The vet examined the one cat, found nothing during the exam. He prescribed antibiotics and non-steroidal anti-inflammatory (Metacam). Said if not better in 2 weeks, to bring them back for overnite stay to be scoped.
Might this condition be related to hairballs as both occasionally have hairballs; however, this hard swallowing has been constant for several months now.
Cats certainly can develop sore throats. Sore throats, voice changes, hard swallowing, drooling, and reluctance to eat hard foods can occur for a number of reasons. Infections, immune system issues, foreign objects in the throat, polyps or masses in the throat, and certain dental problems are common causes.
Since both of your cats developed symptoms at the same time, I am most suspicious of an infectious cause. The infection could be caused by a virus or a bacteria that has infected both. If your cats are related to each other, then simultaneous development of polyps or immune system issues is possible. An allergy to a new product or substance in the house also might be involved.

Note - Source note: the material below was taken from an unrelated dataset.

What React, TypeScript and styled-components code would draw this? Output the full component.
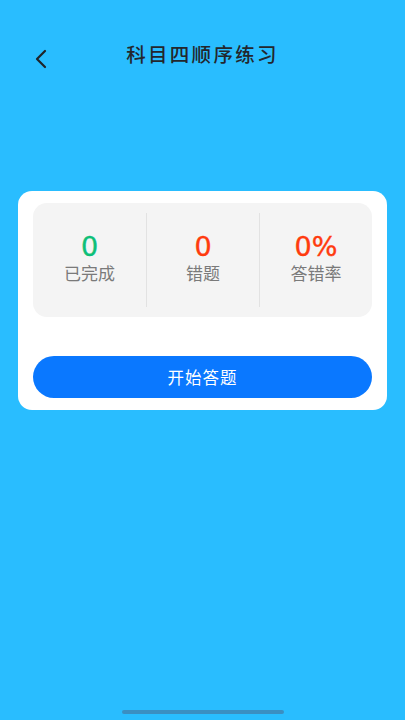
import styled, { createGlobalStyle } from "styled-components";

const GlobalStyle = createGlobalStyle`
  html, body {
    margin: 0;
    padding: 0;
    background: #29bdff;
  }
  body {
    font-family: "Noto Sans", "Noto Sans CJK SC", sans-serif;
  }
`;

const Page = styled.div`
  width: 405px;
  height: 720px;
  display: flex;
  flex-direction: column;
  background: #29bdff;
  overflow: hidden;
`;

const Header = styled.div`
  display: grid;
  grid-template-columns: 1fr auto 1fr;
  align-items: center;
  margin-top: 33px;
  height: 40px;
`;

const BackButton = styled.button`
  justify-self: start;
  margin: 12px 0 0 31px;
  padding: 0;
  width: 20px;
  height: 20px;
  border: none;
  background: transparent;
  display: flex;
  align-items: center;
  justify-content: center;
`;

const Title = styled.h1`
  margin: 0;
  font-size: 19.5px;
  font-weight: 500;
  letter-spacing: 2.3px;
  color: #23272d;
  font-family: "Noto Sans CJK SC", sans-serif;
`;

const Card = styled.div`
  margin: 118px 18px 0;
  background: #fff;
  border-radius: 14px;
  padding: 12px 15px;
  display: flex;
  flex-direction: column;
  gap: 39px;
`;

const Stats = styled.div`
  height: 114px;
  background: #f4f4f4;
  border-radius: 14px;
  display: grid;
  grid-template-columns: repeat(3, 1fr);
  align-items: center;
`;

const Stat = styled.div<{ $divider?: boolean }>`
  height: 94px;
  box-sizing: border-box;
  padding-bottom: 6px;
  display: flex;
  flex-direction: column;
  align-items: center;
  justify-content: center;
  border-left: ${(p) => (p.$divider ? "1.5px solid #e2e2e2" : "none")};
`;

const Value = styled.div<{ $color: string }>`
  font-family: "DejaVu Sans", sans-serif;
  font-size: 27px;
  line-height: 31px;
  font-weight: 400;
  color: ${(p) => p.$color};
  -webkit-text-stroke: 0.4px ${(p) => p.$color};
`;

const Label = styled.div`
  font-family: "Noto Sans CJK SC", sans-serif;
  font-size: 17px;
  line-height: 22px;
  color: #7a7a7a;
`;

const StartButton = styled.button`
  height: 42px;
  border: none;
  border-radius: 21px;
  background: #0a78ff;
  color: #fff;
  font-family: "Noto Sans CJK SC", sans-serif;
  font-size: 16.5px;
  letter-spacing: 1px;
`;

const Spacer = styled.div`
  flex: 1;
`;

const HomeIndicator = styled.div`
  align-self: center;
  width: 162px;
  height: 4px;
  border-radius: 2px;
  background: #3a8fc2;
  margin-bottom: 6px;
`;

const stats = [
  { value: "0", label: "已完成", color: "#0dbf78" },
  { value: "0", label: "错题", color: "#ff3b0e" },
  { value: "0%", label: "答错率", color: "#ff3b0e" },
];

export default function App() {
  return (
    <Page>
      <GlobalStyle />
      <Header>
        <BackButton aria-label="返回">
          <svg width="16" height="20" viewBox="0 0 16 20">
            <path d="M12 2 L4 10 L12 18" fill="none" stroke="#1f2329" strokeWidth="2.2" strokeLinecap="round" strokeLinejoin="round" />
          </svg>
        </BackButton>
        <Title>科目四顺序练习</Title>
        <div />
      </Header>
      <Card>
        <Stats>
          {stats.map((s, i) => (
            <Stat key={s.label} $divider={i > 0}>
              <Value $color={s.color}>{s.value}</Value>
              <Label>{s.label}</Label>
            </Stat>
          ))}
        </Stats>
        <StartButton>开始答题</StartButton>
      </Card>
      <Spacer />
      <HomeIndicator />
    </Page>
  );
}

A course of antibiotics is not completely unreasonable in this situation (although some academic types frown on using antibiotics unless a known bacterial infection exists). However, the manufacturer of Metacam recently issued a warning against using the product more than once in cats. I recommend that you stop the Metacam immediately and talk to your vet about this.
Performing laryngoscopy (visual evaluation of the back of the throat) is a good idea. If no obvious polyps or lesions are present, then I’d recommend swabbing the back of each cat’s throat. The swabs can be submitted for bacterial culture and for viral (and bacterial) DNA testing through PCR (polymerase chain reaction).
Meanwhile, feed soft food and stop the Metacam!